Start of Records to use

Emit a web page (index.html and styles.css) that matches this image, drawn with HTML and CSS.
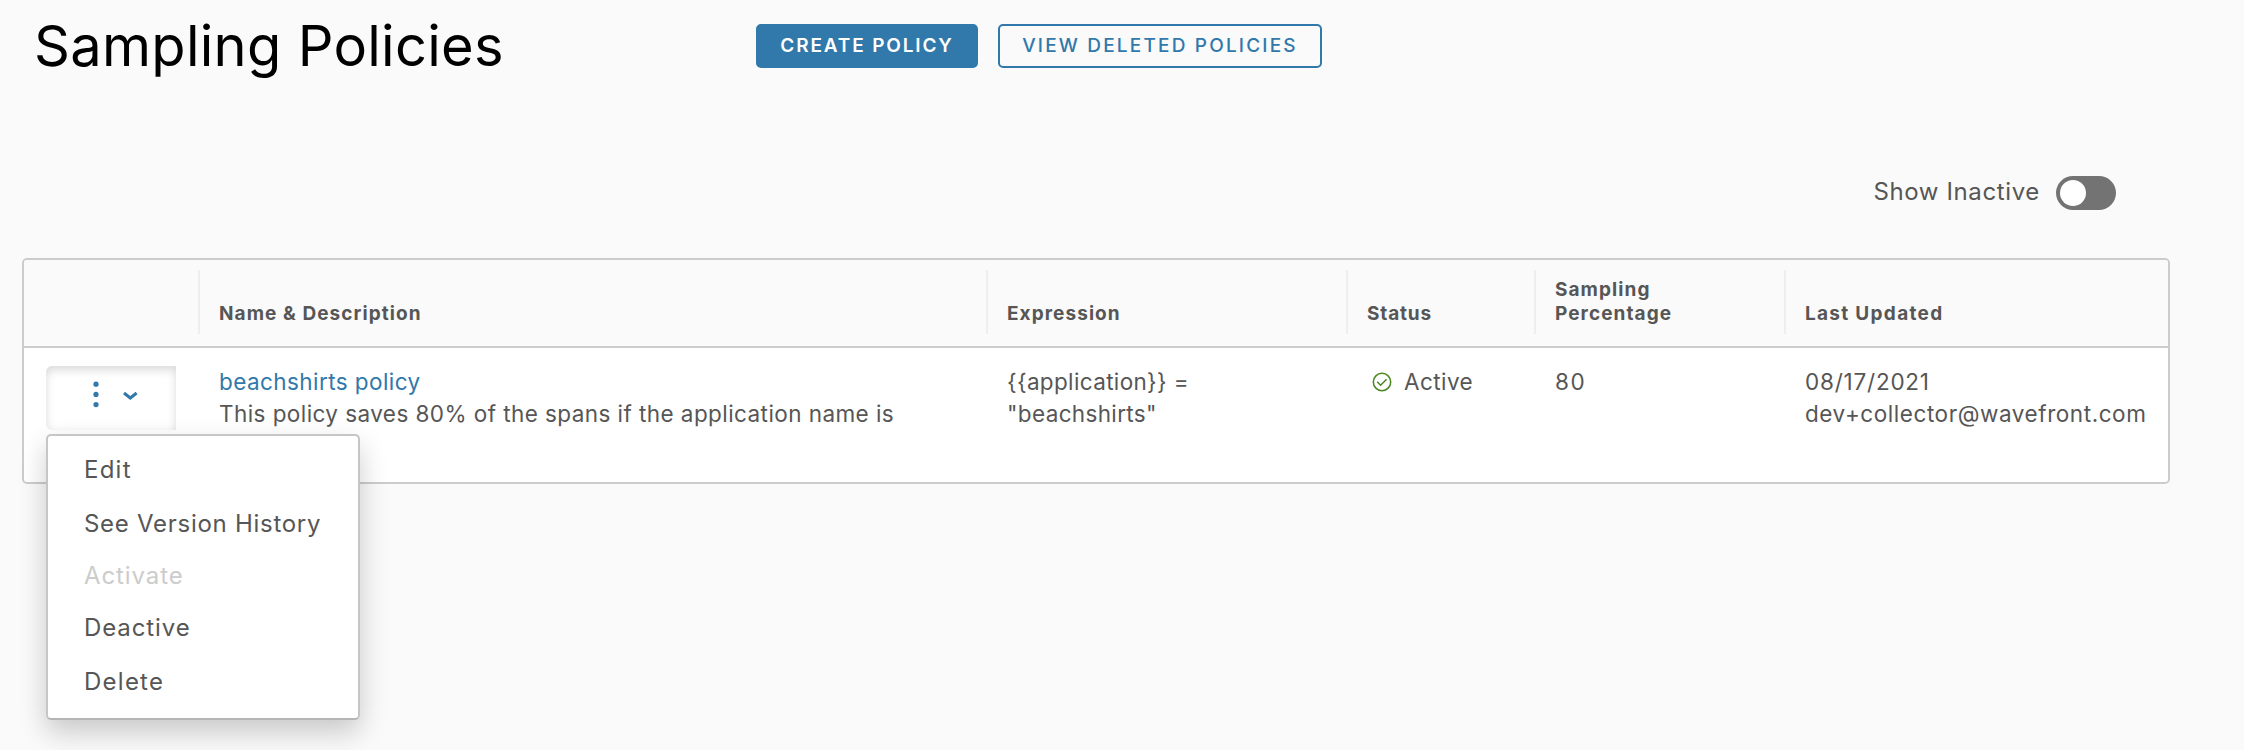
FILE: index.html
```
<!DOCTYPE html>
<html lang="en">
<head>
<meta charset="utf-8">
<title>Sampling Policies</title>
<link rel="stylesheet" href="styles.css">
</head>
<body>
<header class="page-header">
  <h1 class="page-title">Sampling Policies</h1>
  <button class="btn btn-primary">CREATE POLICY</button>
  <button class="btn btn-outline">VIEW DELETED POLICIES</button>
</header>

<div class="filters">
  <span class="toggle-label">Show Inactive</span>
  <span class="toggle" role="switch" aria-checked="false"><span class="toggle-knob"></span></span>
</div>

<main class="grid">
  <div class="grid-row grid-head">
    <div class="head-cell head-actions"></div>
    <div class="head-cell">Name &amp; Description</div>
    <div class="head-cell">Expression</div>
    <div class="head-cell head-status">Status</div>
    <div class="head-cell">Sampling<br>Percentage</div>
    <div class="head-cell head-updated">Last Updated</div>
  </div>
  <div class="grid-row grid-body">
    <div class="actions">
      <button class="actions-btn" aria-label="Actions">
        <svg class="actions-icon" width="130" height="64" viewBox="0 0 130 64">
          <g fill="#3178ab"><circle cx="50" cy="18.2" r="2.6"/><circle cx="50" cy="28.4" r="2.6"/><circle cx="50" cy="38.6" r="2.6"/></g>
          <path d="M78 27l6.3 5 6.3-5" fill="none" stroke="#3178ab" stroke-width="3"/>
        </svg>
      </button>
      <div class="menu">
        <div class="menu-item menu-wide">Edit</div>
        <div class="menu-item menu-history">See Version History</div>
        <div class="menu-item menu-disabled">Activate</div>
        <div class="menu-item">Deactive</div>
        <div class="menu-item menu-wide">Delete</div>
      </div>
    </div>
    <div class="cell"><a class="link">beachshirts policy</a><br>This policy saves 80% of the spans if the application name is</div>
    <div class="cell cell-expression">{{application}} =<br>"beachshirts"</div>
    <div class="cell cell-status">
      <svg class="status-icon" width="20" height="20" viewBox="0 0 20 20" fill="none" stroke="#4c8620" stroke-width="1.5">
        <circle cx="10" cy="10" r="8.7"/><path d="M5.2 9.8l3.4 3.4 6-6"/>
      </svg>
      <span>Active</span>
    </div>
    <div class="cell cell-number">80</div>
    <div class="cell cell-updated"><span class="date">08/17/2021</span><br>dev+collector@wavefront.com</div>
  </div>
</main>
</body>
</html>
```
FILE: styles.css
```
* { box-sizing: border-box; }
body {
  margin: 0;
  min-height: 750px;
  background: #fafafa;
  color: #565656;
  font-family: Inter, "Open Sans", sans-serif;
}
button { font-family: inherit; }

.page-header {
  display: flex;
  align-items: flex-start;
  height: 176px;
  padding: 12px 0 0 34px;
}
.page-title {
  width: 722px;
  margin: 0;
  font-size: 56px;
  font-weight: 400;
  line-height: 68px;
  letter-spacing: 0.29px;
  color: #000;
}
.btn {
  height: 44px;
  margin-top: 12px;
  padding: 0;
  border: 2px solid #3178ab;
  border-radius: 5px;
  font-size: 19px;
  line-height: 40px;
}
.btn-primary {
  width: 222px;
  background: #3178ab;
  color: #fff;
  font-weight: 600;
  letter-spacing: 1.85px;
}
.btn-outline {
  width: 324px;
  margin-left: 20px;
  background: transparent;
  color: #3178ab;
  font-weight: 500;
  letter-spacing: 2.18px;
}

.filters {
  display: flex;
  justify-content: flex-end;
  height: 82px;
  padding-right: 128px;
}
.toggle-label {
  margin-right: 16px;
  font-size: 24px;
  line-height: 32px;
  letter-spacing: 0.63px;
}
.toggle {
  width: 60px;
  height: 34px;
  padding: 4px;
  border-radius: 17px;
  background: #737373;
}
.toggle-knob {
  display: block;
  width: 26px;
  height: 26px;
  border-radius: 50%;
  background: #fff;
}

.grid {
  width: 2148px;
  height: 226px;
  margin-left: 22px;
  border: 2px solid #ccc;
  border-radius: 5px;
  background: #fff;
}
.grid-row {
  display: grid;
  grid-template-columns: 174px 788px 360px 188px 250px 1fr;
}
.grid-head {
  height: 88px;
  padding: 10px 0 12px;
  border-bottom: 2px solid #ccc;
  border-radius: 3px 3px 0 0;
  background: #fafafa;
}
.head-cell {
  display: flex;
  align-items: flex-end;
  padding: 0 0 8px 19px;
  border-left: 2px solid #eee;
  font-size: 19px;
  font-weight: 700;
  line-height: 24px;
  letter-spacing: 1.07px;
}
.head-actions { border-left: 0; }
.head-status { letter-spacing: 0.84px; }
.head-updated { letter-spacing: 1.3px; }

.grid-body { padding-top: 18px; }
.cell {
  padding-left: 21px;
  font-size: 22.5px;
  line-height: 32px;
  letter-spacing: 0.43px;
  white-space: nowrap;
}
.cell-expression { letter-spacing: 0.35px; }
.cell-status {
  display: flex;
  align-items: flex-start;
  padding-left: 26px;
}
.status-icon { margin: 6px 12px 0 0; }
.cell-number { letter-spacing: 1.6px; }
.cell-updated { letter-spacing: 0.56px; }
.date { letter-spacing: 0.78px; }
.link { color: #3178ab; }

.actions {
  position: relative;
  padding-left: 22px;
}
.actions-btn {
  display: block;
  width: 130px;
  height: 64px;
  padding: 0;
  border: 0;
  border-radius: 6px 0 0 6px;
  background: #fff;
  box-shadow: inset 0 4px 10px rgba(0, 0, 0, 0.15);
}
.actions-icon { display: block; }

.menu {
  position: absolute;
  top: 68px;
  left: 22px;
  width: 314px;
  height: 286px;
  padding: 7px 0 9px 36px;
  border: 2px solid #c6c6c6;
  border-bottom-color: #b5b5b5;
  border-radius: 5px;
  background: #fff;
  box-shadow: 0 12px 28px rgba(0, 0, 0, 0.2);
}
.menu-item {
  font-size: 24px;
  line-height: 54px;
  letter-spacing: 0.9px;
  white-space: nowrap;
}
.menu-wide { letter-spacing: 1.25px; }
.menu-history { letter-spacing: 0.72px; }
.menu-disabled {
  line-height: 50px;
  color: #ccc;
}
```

End of Records to use
Start of Records to use

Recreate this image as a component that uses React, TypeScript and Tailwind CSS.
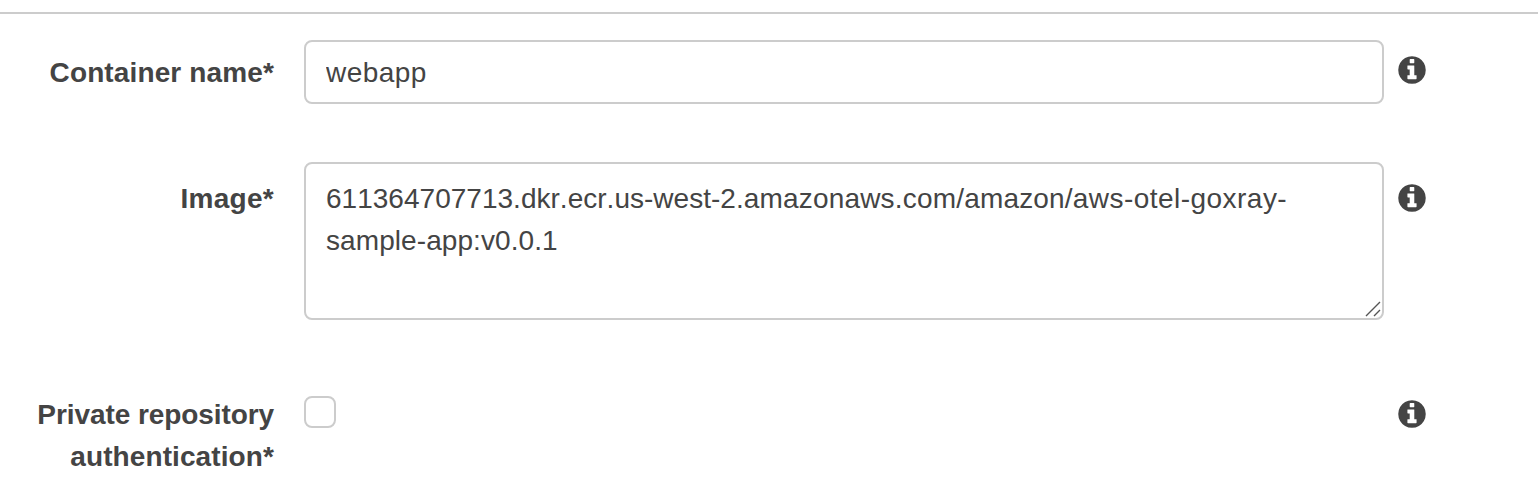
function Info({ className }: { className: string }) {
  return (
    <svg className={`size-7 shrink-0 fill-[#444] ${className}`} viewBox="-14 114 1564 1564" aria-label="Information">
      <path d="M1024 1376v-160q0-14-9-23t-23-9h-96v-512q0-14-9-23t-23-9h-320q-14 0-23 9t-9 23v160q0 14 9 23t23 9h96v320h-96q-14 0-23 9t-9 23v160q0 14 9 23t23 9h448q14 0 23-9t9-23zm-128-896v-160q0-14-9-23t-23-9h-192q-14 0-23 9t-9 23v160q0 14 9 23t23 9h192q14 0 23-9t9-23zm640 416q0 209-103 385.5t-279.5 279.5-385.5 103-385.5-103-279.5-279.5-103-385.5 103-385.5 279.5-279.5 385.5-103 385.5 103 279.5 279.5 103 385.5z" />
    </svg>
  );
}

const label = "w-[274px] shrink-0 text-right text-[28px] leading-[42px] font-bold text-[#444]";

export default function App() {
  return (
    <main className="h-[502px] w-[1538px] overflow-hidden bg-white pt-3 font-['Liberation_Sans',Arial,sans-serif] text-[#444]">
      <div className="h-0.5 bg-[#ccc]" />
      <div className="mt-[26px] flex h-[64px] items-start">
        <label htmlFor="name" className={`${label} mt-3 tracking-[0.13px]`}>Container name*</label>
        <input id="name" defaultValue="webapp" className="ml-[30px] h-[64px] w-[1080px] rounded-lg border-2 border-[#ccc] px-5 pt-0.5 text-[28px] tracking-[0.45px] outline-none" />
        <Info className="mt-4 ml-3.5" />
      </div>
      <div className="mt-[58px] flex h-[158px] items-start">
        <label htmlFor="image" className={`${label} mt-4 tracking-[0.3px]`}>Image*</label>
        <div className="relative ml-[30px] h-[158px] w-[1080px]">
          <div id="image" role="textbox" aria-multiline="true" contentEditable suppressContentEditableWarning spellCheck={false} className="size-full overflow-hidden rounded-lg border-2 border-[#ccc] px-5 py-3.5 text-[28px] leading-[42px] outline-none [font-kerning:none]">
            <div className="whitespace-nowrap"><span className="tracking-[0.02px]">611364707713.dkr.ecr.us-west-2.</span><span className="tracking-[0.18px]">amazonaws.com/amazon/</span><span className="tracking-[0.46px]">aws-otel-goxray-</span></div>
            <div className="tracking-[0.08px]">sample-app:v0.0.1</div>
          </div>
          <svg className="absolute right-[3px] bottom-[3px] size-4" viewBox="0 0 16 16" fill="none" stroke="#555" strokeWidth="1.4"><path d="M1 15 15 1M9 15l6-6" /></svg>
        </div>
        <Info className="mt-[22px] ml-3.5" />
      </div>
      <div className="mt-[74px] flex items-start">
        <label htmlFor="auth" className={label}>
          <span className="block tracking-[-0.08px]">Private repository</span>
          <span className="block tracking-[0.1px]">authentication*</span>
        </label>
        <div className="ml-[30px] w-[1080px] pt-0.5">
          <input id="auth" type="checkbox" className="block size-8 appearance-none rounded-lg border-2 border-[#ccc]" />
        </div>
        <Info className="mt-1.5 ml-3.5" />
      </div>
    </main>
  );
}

End of Records to use

Search the records for the word "that" and copy every line where it occurs.

Emit a web page (index.html and styles.css) that matches this image, drawn with HTML and CSS.
Recreate this image as a component that uses React, TypeScript and Tailwind CSS.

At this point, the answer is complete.